Una retta è rappresentata da una coppia di rette non perpendicolari alla linea di terra e viceversa

Un piano (non inclinato a 45° rispetto ai due piani di proiezione) è rappresentato da due tracce che si intersecano sulla linea di terra


Per quanto riguarda specificamente la prospettiva, egli la definisce:


"L'arte della prospettiva consiste nel rappresentare, su di un quadro di cui sono note la forma e la posizione, alcuni oggetti di cui siano ugualmente date forma e posizione, in modo tale che essi siano cosi percepiti dall'occhio umano, anch'esso collocato in una determinata posizione."


Il metodo di rappresentazione proposto da Monge è strettamente collegato con le altre branche della matematica.

Jean-Victor Poncelet e la geometria proiettiva del XIX sec.

Una figura di estrema importanza per la storia della geometria proiettiva è J. Poncelet, allievo di Monge. Un primo fondamentale risultato dovuto a Poncelet è l'introduzione del "birapporto": dati quattro punti A, B, C, D su di una retta, si dice loro birapporto (ABCD) la quantità


(ABCD) = CA : DA

CB DB



Poncelet risolve definitivamente l'antico problema della prospettiva, è noto infatti che nel passaggio da un oggetto alla sua rappresentazione prospettica non si mantengono le distanze ne i rapporti tra i segmenti. L'invariante è identificata proprio dal birapporto (ABCD).

Un altro notevole merito di Poncelet sta nell'avere riproposto la nozione di punto all'infinito; egli utilizza sistematicamente i punti all'infinito e fa cosi dello spazio proiettivo il quadro generale di tutti i fenomeni geometrici.


Il principio di dualità

Il principio di dualità venne enunciato da Poncelet in collaborazione con J. D. Gregonne.


Da ogni proposizione di geometria proiettiva piana può esserne ricavata un'altra, caratterizzata dalla stessa struttura logica della prima, mediante lo scambio dei termini "punto" e "retta".



Particolarmente interessante è la relazione di dualità che intercorre tra il teorema di Pascal ed il teorema di Brianchon:

Teorema di Pascal: "Condizione necessaria e sufficiente affinché i vertici di un esagono stiano su di una conica è che i punti comuni alle tre coppie di lati opposti appartengano alla stessa retta."
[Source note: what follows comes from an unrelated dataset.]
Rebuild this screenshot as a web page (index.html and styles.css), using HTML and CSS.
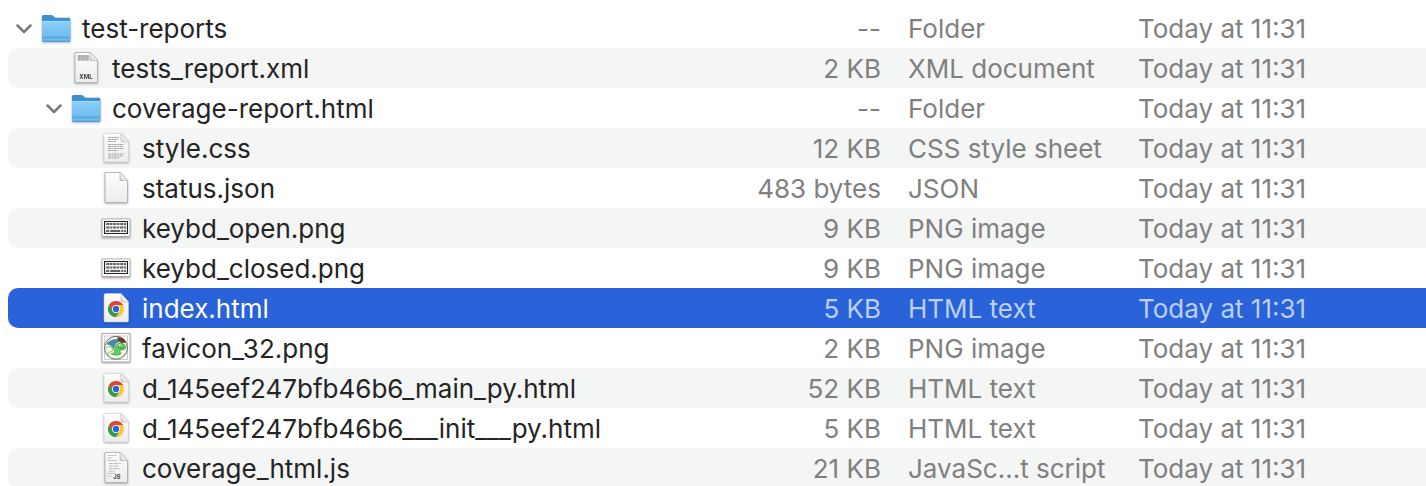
FILE: index.html
```html
<!DOCTYPE html>
<html lang="en">
<head>
<meta charset="utf-8">
<title>test-reports</title>
<link rel="stylesheet" href="styles.css">
</head>
<body>
<svg class="defs" aria-hidden="true">
  <defs>
    <linearGradient id="paper" x1="0" y1="0" x2="0" y2="1"><stop offset="0" stop-color="#fdfdfd"/><stop offset="1" stop-color="#ececec"/></linearGradient>
    <linearGradient id="fold" x1="0" y1="1" x2="1" y2="0"><stop offset="0" stop-color="#c4c4c4"/><stop offset=".5" stop-color="#fff"/></linearGradient>
    <linearGradient id="blue" x1="0" y1="0" x2="0" y2="1"><stop offset="0" stop-color="#8bd0fb"/><stop offset="1" stop-color="#66b5ea"/></linearGradient>
    <symbol id="folder" viewBox="0 0 30 36">
      <path d="M1 31V6.500q0-1.500 1.500-1.500H10q1.200 0 2 .8l1.600 1.400q.6.600 1.600.600H28q1.300 0 1.300 1.400V31z" fill="#3f8fcb"/>
      <path d="M1 11h28.300v19.600q0 1.200-1.200 1.200H2.200Q1 31.800 1 30.600z" fill="url(#blue)"/>
      <path d="M2 11.400h26.500" stroke="#a9dcfb" stroke-width=".8"/>
      <path d="M1.300 27.300h27.700M1.300 31.300h27.700" stroke="#4795cf" stroke-width=".9"/>
    </symbol>
    <symbol id="page" viewBox="0 0 30 36">
      <path d="M4 2.500h15l7.500 8V32.500H4z" fill="url(#paper)" stroke="#b0b0b0" stroke-width=".9"/>
      <path d="M19 2.500l7.500 8H19z" fill="url(#fold)" stroke="#aaa" stroke-width=".6"/>
    </symbol>
    <symbol id="sheet" viewBox="0 0 30 36">
      <path d="M4.500 3.500H20l7.500 8.500v18.500q0 1.500-1.500 1.500H4.500Q3 32 3 30.500V5q0-1.500 1.500-1.500z" fill="url(#paper)" stroke="#d0d0d0" stroke-width=".6"/>
      <path d="M20 3.500l7.500 8.500H21.500Q20 12 20 10.500z" fill="url(#fold)" stroke="#b5b5b5" stroke-width=".6"/>
    </symbol>
    <symbol id="xml" viewBox="0 0 30 36">
      <use href="#page"/>
      <path d="M6.500 5h11.500v5.500H6.500z" fill="#c2c2c2"/>
      <path d="M7 6h11M7 8h11M7 10h11" stroke="#989898" stroke-width=".8" stroke-dasharray="2 .6 1 .5"/>
      <text x="15" y="29" class="tag">XML</text>
    </symbol>
    <symbol id="css" viewBox="0 0 30 36">
      <use href="#sheet"/>
      <path d="M7 7.500h11M7 9.500h10M7 11.500h8M7 14.500h16M7 16.500h15M7 18.500h16M7 20.500h10M7 24h16M7 26h15M7 28h11" stroke="#aaa" stroke-width="1.200" stroke-dasharray="3 .5 2 .4"/>
    </symbol>
    <symbol id="js" viewBox="0 0 30 36">
      <use href="#page"/>
      <path d="M6.500 5.500h9M6.500 8h4M6.500 10.500h9M8 13.500h12M8 16h9M8 18.500h11M8 21h6M6.500 23.500h8M6.500 26h4" stroke="#b4b4b4" stroke-width=".9" stroke-dasharray="3 .6 2 .5"/>
      <text x="16" y="29" class="tag">JS</text>
    </symbol>
    <symbol id="keys" viewBox="0 0 30 36">
      <path d="M1 9h28v17.500H1z" fill="#fff" stroke="#999" stroke-width=".7"/>
      <path d="M1 27h28" stroke="#aaa" stroke-width="1"/>
      <path d="M3.500 11.500h23v12h-23z" fill="#f3f3f3" stroke="#222" stroke-width="1.100"/>
      <path d="M5.200 14h19.800" stroke="#666" stroke-width="1.800" stroke-dasharray="2.800 .7"/>
      <path d="M5.200 17.500h19.800" stroke="#666" stroke-width="1.800" stroke-dasharray="3.400 .7 2 .7"/>
      <path d="M5.200 21h3M9.200 21h10M20.200 21h2M23 21h2" stroke="#666" stroke-width="1.800"/>
    </symbol>
    <symbol id="chrome" viewBox="0 0 30 36">
      <use href="#sheet"/>
      <circle cx="15" cy="19" r="8" fill="#fbc832"/>
      <path d="M8.070 15A8 8 0 0 1 21.930 15H15L11.540 21z" fill="#dc4437"/>
      <path d="M8.070 15L11.540 21 15 23 18.460 21 15 27A8 8 0 0 1 8.070 15z" fill="#2f9b50"/>
      <circle cx="15" cy="19" r="4" fill="#fff"/>
      <circle cx="15" cy="19" r="3.200" fill="#2668dc"/>
    </symbol>
    <symbol id="snake" viewBox="0 0 30 36">
      <path d="M1 3.500h28v28.500H1z" fill="#fff" stroke="#999" stroke-width=".8"/>
      <path d="M3.500 6h23v23.500h-23z" fill="#fff" stroke="#aaa" stroke-width=".6"/>
      <circle cx="15" cy="17.800" r="11.500" fill="#f4f7e6" stroke="#666" stroke-width="1"/>
      <path d="M5 14.500Q8 9 17 9l2 2.500-4 2-2.500 6Q10 14 5 14.500z" fill="#4f87a8"/>
      <path d="M16 7.500q6-1.500 9.500 5l-5 .5-3-2z" fill="#6b3a24"/>
      <path d="M13.500 19.500q1-6 5.500-6.500 5 0 6 4.500-1 2.500-5 2.500-2 .5-1 1.500 2 1.500 0 3-4 1.500-9-.5 4-.5 3.500-4.500z" fill="#5fd060" stroke="#35894a" stroke-width=".6"/>
      <path d="M5 18q4-3 6 0t-2 4-1 4" fill="none" stroke="#9cc58c" stroke-width="1.200"/>
      <path d="M17 17.500q3 1.500 6 0" fill="none" stroke="#23753b" stroke-width=".8"/>
      <circle cx="18.800" cy="15.200" r=".9" fill="#efffd8"/>
    </symbol>
    <symbol id="chevron" viewBox="0 0 18 36">
      <path d="M2.500 15.500l6.500 6.500 6.500-6.500" fill="none" stroke="#7b7b7b" stroke-width="2.500" stroke-linecap="round" stroke-linejoin="round"/>
    </symbol>
  </defs>
</svg>
<table class="files" aria-label="Files">
  <colgroup><col><col class="col-size"><col class="col-kind"><col class="col-date"></colgroup>
  <tbody>
    <tr><td><div class="name"><button class="toggle" aria-label="Collapse test-reports" aria-expanded="true"><svg class="chevron"><use href="#chevron"/></svg></button><svg class="icon"><use href="#folder"/></svg><span>test-reports</span></div></td><td class="size">--</td><td class="kind">Folder</td><td>Today at 11:31</td></tr>
    <tr><td><div class="name level-1 leaf"><svg class="icon"><use href="#xml"/></svg><span>tests_report.xml</span></div></td><td class="size">2 KB</td><td class="kind">XML document</td><td>Today at 11:31</td></tr>
    <tr><td><div class="name level-1"><button class="toggle" aria-label="Collapse coverage-report.html" aria-expanded="true"><svg class="chevron"><use href="#chevron"/></svg></button><svg class="icon"><use href="#folder"/></svg><span>coverage-report.html</span></div></td><td class="size">--</td><td class="kind">Folder</td><td>Today at 11:31</td></tr>
    <tr><td><div class="name level-2 leaf"><svg class="icon"><use href="#css"/></svg><span>style.css</span></div></td><td class="size">12 KB</td><td class="kind">CSS style sheet</td><td>Today at 11:31</td></tr>
    <tr><td><div class="name level-2 leaf"><svg class="icon"><use href="#page"/></svg><span>status.json</span></div></td><td class="size">483 bytes</td><td class="kind">JSON</td><td>Today at 11:31</td></tr>
    <tr><td><div class="name level-2 leaf"><svg class="icon"><use href="#keys"/></svg><span>keybd_open.png</span></div></td><td class="size">9 KB</td><td class="kind">PNG image</td><td>Today at 11:31</td></tr>
    <tr><td><div class="name level-2 leaf"><svg class="icon"><use href="#keys"/></svg><span>keybd_closed.png</span></div></td><td class="size">9 KB</td><td class="kind">PNG image</td><td>Today at 11:31</td></tr>
    <tr class="selected" aria-selected="true"><td><div class="name level-2 leaf"><svg class="icon"><use href="#chrome"/></svg><span>index.html</span></div></td><td class="size">5 KB</td><td class="kind">HTML text</td><td>Today at 11:31</td></tr>
    <tr><td><div class="name level-2 leaf"><svg class="icon"><use href="#snake"/></svg><span>favicon_32.png</span></div></td><td class="size">2 KB</td><td class="kind">PNG image</td><td>Today at 11:31</td></tr>
    <tr><td><div class="name level-2 leaf"><svg class="icon"><use href="#chrome"/></svg><span>d_145eef247bfb46b6_main_py.html</span></div></td><td class="size">52 KB</td><td class="kind">HTML text</td><td>Today at 11:31</td></tr>
    <tr><td><div class="name level-2 leaf"><svg class="icon"><use href="#chrome"/></svg><span>d_145eef247bfb46b6___init___py.html</span></div></td><td class="size">5 KB</td><td class="kind">HTML text</td><td>Today at 11:31</td></tr>
    <tr><td><div class="name level-2 leaf"><svg class="icon"><use href="#js"/></svg><span>coverage_html.js</span></div></td><td class="size">21 KB</td><td class="kind">JavaSc...t script</td><td>Today at 11:31</td></tr>
  </tbody>
</table>
</body>
</html>
```
FILE: styles.css
```css
html {
  overflow: hidden;
}

body {
  margin: 0;
  padding: 8px 0 0 8px;
  background: #fff;
  color: #7f8080;
  font-family: Inter, "Liberation Sans", sans-serif;
  font-size: 26px;
  line-height: 38px;
}

.defs {
  position: absolute;
  width: 0;
  height: 0;
}

.files {
  width: 100%;
  table-layout: fixed;
  border-collapse: separate;
  border-spacing: 0;
}

.col-size {
  width: 160px;
}

.col-kind {
  width: 256px;
}

.col-date {
  width: 288px;
}

td {
  box-sizing: border-box;
  height: 40px;
  padding: 2px 0 0;
  white-space: nowrap;
}

tr:nth-child(even) td {
  background: #f4f5f5;
}

td:first-child {
  padding: 0;
  border-radius: 10px 0 0 10px;
}

td.size {
  padding-right: 1px;
  text-align: right;
}

td.kind {
  padding-left: 26px;
}

.name {
  display: flex;
  align-items: center;
  height: 40px;
  padding-left: 7px;
  color: #242424;
}

.name span {
  padding-top: 2px;
}

.level-1 {
  padding-left: 37px;
}

.level-2 {
  padding-left: 67px;
}

.leaf::before {
  content: "";
  width: 18px;
}

.toggle {
  display: flex;
  padding: 0;
  border: 0;
  background: none;
}

.chevron {
  width: 18px;
  height: 36px;
}

.icon {
  width: 30px;
  height: 36px;
  margin: 0 11px 0 8px;
  filter: drop-shadow(0 1px 1px rgb(0 0 0 / 30%));
}

.tag {
  font: 700 6px Inter, sans-serif;
  text-anchor: middle;
  fill: #444;
}

tr.selected td {
  background: #2962d9;
  color: #bccff4;
}

tr.selected .name {
  color: #fff;
}
```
Teorema di Brianchon: "Condizione necessaria e sufficiente affinché i lati di un esagono stiano su una conica è che le rette comuni alle tre coppie di vertici opposti abbiano in comune lo stesso punto."


Il "programma di Erlangen"


La precisazione di gruppo e di invariante porta ormai verso la definitiva riunificazione dell'opera dei geometri dell'Ottocento: essa sarà realizzata da F. Klein, il celebre matematico che nella propria prolusione inaugurale del 1872 all'università di Erlangen identifica la geometria con lo studio degli invarianti di gruppi di trasformazioni.

Il programma di Erlangen segna una svolta metodologica di notevole importanza, esso armonizza e riunisce ogni aspetto ed ogni settore di ricerca della geometria in un'impostazione unitaria, per spirito, scopi e tecniche: la geometria proiettiva, "figlia" della prospettiva e dell'ottica, si fonde definitivamente con tutti gli altri modi di vedere la geometria e, in ultima lettura, con l'algebra.